_Records shown_
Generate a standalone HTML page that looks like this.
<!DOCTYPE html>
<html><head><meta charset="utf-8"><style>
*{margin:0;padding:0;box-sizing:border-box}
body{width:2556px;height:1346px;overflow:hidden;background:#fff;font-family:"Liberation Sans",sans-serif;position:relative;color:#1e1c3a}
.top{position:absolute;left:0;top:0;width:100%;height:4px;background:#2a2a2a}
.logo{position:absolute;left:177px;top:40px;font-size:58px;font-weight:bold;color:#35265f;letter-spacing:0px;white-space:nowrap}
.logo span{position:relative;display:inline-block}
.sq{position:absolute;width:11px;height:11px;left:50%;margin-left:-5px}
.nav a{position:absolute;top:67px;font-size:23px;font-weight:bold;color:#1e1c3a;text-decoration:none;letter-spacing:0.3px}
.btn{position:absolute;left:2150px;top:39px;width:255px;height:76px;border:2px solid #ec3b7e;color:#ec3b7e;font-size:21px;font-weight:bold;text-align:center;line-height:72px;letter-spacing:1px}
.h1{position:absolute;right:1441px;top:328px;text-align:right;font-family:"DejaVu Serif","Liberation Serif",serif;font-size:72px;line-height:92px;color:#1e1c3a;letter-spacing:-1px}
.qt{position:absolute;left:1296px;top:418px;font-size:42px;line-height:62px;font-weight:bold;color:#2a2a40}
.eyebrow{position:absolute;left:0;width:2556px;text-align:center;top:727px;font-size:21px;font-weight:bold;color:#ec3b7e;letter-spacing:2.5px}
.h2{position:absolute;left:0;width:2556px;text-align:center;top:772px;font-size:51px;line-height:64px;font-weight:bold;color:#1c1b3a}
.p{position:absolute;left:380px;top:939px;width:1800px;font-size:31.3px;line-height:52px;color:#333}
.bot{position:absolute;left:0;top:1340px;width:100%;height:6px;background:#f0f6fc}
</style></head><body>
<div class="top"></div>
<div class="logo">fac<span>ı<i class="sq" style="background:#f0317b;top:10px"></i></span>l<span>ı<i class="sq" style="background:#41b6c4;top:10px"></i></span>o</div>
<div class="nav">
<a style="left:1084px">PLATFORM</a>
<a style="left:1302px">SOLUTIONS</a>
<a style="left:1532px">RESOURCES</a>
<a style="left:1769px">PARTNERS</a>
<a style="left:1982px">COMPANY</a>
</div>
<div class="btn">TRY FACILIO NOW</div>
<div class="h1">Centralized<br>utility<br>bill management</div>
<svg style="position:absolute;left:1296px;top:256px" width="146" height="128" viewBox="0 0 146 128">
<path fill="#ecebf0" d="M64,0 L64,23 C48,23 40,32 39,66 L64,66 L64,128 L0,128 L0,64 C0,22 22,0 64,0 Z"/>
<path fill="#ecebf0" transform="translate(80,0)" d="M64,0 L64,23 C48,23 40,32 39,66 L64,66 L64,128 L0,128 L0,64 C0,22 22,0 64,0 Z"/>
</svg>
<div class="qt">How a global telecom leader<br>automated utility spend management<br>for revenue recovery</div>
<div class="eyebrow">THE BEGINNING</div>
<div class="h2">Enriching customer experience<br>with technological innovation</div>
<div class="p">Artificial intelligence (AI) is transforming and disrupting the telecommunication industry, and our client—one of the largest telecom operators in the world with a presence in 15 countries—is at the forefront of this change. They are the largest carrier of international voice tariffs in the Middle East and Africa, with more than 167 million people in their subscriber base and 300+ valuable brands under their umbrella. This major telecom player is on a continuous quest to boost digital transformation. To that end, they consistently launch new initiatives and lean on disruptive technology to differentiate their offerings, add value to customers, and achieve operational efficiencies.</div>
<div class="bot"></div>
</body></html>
...
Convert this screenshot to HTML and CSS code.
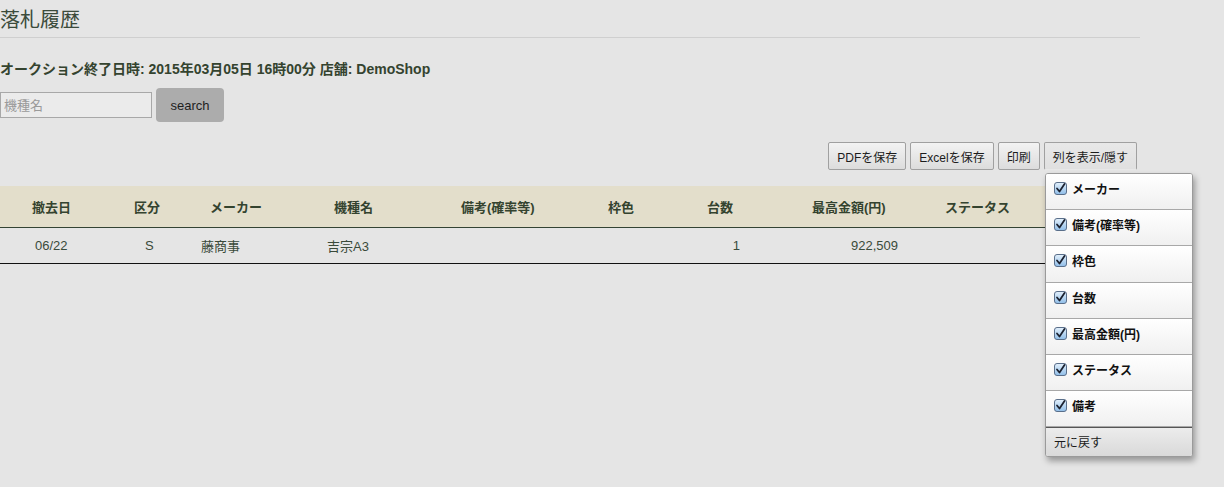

_Job_
Where a line of the entries contains the word "this", copy that line.

_Output of the task_
Generate a standalone HTML page that looks like this.
<div class="p">Artificial intelligence (AI) is transforming and disrupting the telecommunication industry, and our client—one of the largest telecom operators in the world with a presence in 15 countries—is at the forefront of this change. They are the largest carrier of international voice tariffs in the Middle East and Africa, with more than 167 million people in their subscriber base and 300+ valuable brands under their umbrella. This major telecom player is on a continuous quest to boost digital transformation. To that end, they consistently launch new initiatives and lean on disruptive technology to differentiate their offerings, add value to customers, and achieve operational efficiencies.</div>
Convert this screenshot to HTML and CSS code.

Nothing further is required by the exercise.